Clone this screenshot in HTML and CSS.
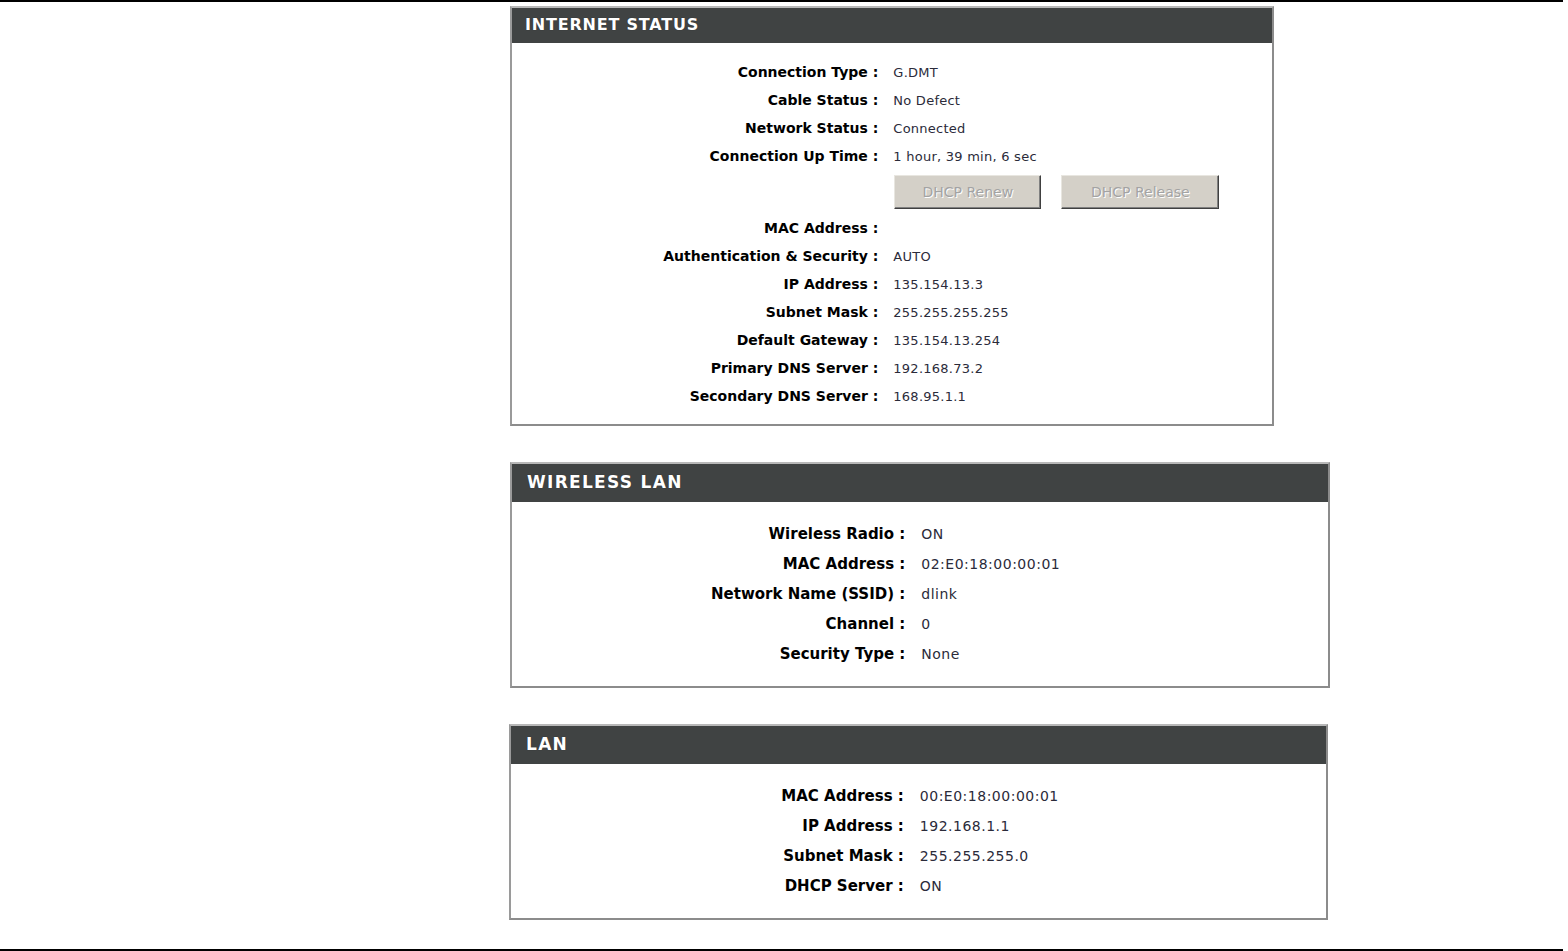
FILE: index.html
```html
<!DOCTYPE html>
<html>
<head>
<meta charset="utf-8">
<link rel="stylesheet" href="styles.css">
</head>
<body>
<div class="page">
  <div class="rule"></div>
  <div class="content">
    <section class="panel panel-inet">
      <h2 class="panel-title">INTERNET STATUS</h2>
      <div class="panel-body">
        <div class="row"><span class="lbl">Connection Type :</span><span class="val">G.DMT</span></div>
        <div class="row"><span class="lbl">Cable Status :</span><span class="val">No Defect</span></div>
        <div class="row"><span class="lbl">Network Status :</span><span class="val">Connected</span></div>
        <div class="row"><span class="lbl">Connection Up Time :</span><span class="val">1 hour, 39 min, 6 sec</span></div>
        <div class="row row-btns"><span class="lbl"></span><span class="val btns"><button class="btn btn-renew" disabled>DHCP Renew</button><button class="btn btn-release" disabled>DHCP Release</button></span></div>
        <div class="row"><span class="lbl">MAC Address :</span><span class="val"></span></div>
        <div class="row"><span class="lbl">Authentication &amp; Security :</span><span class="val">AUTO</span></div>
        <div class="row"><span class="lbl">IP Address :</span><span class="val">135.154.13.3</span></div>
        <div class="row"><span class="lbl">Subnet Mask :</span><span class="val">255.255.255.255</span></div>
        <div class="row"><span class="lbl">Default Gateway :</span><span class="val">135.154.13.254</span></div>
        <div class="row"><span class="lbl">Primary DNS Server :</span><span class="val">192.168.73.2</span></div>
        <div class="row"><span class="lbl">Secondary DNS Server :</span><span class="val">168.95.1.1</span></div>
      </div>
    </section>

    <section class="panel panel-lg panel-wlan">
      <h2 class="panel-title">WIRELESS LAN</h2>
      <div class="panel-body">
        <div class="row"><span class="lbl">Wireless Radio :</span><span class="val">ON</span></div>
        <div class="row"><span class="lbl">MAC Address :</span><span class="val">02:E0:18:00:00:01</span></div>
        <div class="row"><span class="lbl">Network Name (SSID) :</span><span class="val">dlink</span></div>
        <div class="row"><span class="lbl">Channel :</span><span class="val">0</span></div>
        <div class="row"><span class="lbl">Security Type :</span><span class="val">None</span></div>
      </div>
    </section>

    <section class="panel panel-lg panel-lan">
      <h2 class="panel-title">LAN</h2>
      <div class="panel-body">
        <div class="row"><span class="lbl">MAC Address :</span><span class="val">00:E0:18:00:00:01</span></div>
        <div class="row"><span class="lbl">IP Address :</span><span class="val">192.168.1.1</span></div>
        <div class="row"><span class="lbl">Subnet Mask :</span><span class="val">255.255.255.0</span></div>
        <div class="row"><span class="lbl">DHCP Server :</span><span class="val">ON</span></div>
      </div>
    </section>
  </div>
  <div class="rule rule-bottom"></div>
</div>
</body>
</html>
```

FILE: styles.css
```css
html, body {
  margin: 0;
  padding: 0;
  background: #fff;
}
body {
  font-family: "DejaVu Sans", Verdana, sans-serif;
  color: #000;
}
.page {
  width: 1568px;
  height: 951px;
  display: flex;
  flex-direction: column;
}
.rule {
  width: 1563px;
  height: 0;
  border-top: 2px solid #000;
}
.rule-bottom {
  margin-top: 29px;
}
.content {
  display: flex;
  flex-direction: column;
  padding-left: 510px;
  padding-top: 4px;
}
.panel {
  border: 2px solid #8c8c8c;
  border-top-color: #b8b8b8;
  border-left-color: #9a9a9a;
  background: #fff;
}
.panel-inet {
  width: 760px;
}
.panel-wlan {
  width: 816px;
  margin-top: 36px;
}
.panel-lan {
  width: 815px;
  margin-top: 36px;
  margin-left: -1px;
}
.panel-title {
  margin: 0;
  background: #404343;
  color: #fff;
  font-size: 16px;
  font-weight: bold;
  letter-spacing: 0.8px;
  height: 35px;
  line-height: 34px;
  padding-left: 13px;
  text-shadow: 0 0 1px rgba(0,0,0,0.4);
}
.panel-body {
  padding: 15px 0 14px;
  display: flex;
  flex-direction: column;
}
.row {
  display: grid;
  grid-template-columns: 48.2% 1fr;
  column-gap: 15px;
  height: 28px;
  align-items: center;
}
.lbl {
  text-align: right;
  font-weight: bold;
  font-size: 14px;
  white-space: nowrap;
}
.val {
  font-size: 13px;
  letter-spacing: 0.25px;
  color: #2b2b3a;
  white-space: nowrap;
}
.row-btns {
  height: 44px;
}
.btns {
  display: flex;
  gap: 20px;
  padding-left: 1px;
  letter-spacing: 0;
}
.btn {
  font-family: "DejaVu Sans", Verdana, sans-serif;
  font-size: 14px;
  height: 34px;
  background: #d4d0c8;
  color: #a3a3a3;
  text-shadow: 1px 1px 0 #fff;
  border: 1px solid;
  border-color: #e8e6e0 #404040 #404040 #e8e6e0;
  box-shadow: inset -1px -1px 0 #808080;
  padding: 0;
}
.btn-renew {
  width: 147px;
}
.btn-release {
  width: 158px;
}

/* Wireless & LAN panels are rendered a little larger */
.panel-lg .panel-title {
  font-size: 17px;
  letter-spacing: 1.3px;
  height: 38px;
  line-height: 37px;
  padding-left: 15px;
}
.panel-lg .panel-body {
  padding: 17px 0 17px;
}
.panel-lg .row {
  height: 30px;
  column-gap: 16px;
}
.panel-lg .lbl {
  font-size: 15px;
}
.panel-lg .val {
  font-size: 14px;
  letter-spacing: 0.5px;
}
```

_REQUEST_
Copy the material shown above in full and exactly. Skip the pictures.

_COMPLETE ANSWER_
Clone this screenshot in HTML and CSS.
FILE: index.html
```html
<!DOCTYPE html>
<html>
<head>
<meta charset="utf-8">
<link rel="stylesheet" href="styles.css">
</head>
<body>
<div class="page">
  <div class="rule"></div>
  <div class="content">
    <section class="panel panel-inet">
      <h2 class="panel-title">INTERNET STATUS</h2>
      <div class="panel-body">
        <div class="row"><span class="lbl">Connection Type :</span><span class="val">G.DMT</span></div>
        <div class="row"><span class="lbl">Cable Status :</span><span class="val">No Defect</span></div>
        <div class="row"><span class="lbl">Network Status :</span><span class="val">Connected</span></div>
        <div class="row"><span class="lbl">Connection Up Time :</span><span class="val">1 hour, 39 min, 6 sec</span></div>
        <div class="row row-btns"><span class="lbl"></span><span class="val btns"><button class="btn btn-renew" disabled>DHCP Renew</button><button class="btn btn-release" disabled>DHCP Release</button></span></div>
        <div class="row"><span class="lbl">MAC Address :</span><span class="val"></span></div>
        <div class="row"><span class="lbl">Authentication &amp; Security :</span><span class="val">AUTO</span></div>
        <div class="row"><span class="lbl">IP Address :</span><span class="val">135.154.13.3</span></div>
        <div class="row"><span class="lbl">Subnet Mask :</span><span class="val">255.255.255.255</span></div>
        <div class="row"><span class="lbl">Default Gateway :</span><span class="val">135.154.13.254</span></div>
        <div class="row"><span class="lbl">Primary DNS Server :</span><span class="val">192.168.73.2</span></div>
        <div class="row"><span class="lbl">Secondary DNS Server :</span><span class="val">168.95.1.1</span></div>
      </div>
    </section>

    <section class="panel panel-lg panel-wlan">
      <h2 class="panel-title">WIRELESS LAN</h2>
      <div class="panel-body">
        <div class="row"><span class="lbl">Wireless Radio :</span><span class="val">ON</span></div>
        <div class="row"><span class="lbl">MAC Address :</span><span class="val">02:E0:18:00:00:01</span></div>
        <div class="row"><span class="lbl">Network Name (SSID) :</span><span class="val">dlink</span></div>
        <div class="row"><span class="lbl">Channel :</span><span class="val">0</span></div>
        <div class="row"><span class="lbl">Security Type :</span><span class="val">None</span></div>
      </div>
    </section>

    <section class="panel panel-lg panel-lan">
      <h2 class="panel-title">LAN</h2>
      <div class="panel-body">
        <div class="row"><span class="lbl">MAC Address :</span><span class="val">00:E0:18:00:00:01</span></div>
        <div class="row"><span class="lbl">IP Address :</span><span class="val">192.168.1.1</span></div>
        <div class="row"><span class="lbl">Subnet Mask :</span><span class="val">255.255.255.0</span></div>
        <div class="row"><span class="lbl">DHCP Server :</span><span class="val">ON</span></div>
      </div>
    </section>
  </div>
  <div class="rule rule-bottom"></div>
</div>
</body>
</html>
```

FILE: styles.css
```css
html, body {
  margin: 0;
  padding: 0;
  background: #fff;
}
body {
  font-family: "DejaVu Sans", Verdana, sans-serif;
  color: #000;
}
.page {
  width: 1568px;
  height: 951px;
  display: flex;
  flex-direction: column;
}
.rule {
  width: 1563px;
  height: 0;
  border-top: 2px solid #000;
}
.rule-bottom {
  margin-top: 29px;
}
.content {
  display: flex;
  flex-direction: column;
  padding-left: 510px;
  padding-top: 4px;
}
.panel {
  border: 2px solid #8c8c8c;
  border-top-color: #b8b8b8;
  border-left-color: #9a9a9a;
  background: #fff;
}
.panel-inet {
  width: 760px;
}
.panel-wlan {
  width: 816px;
  margin-top: 36px;
}
.panel-lan {
  width: 815px;
  margin-top: 36px;
  margin-left: -1px;
}
.panel-title {
  margin: 0;
  background: #404343;
  color: #fff;
  font-size: 16px;
  font-weight: bold;
  letter-spacing: 0.8px;
  height: 35px;
  line-height: 34px;
  padding-left: 13px;
  text-shadow: 0 0 1px rgba(0,0,0,0.4);
}
.panel-body {
  padding: 15px 0 14px;
  display: flex;
  flex-direction: column;
}
.row {
  display: grid;
  grid-template-columns: 48.2% 1fr;
  column-gap: 15px;
  height: 28px;
  align-items: center;
}
.lbl {
  text-align: right;
  font-weight: bold;
  font-size: 14px;
  white-space: nowrap;
}
.val {
  font-size: 13px;
  letter-spacing: 0.25px;
  color: #2b2b3a;
  white-space: nowrap;
}
.row-btns {
  height: 44px;
}
.btns {
  display: flex;
  gap: 20px;
  padding-left: 1px;
  letter-spacing: 0;
}
.btn {
  font-family: "DejaVu Sans", Verdana, sans-serif;
  font-size: 14px;
  height: 34px;
  background: #d4d0c8;
  color: #a3a3a3;
  text-shadow: 1px 1px 0 #fff;
  border: 1px solid;
  border-color: #e8e6e0 #404040 #404040 #e8e6e0;
  box-shadow: inset -1px -1px 0 #808080;
  padding: 0;
}
.btn-renew {
  width: 147px;
}
.btn-release {
  width: 158px;
}

/* Wireless & LAN panels are rendered a little larger */
.panel-lg .panel-title {
  font-size: 17px;
  letter-spacing: 1.3px;
  height: 38px;
  line-height: 37px;
  padding-left: 15px;
}
.panel-lg .panel-body {
  padding: 17px 0 17px;
}
.panel-lg .row {
  height: 30px;
  column-gap: 16px;
}
.panel-lg .lbl {
  font-size: 15px;
}
.panel-lg .val {
  font-size: 14px;
  letter-spacing: 0.5px;
}
```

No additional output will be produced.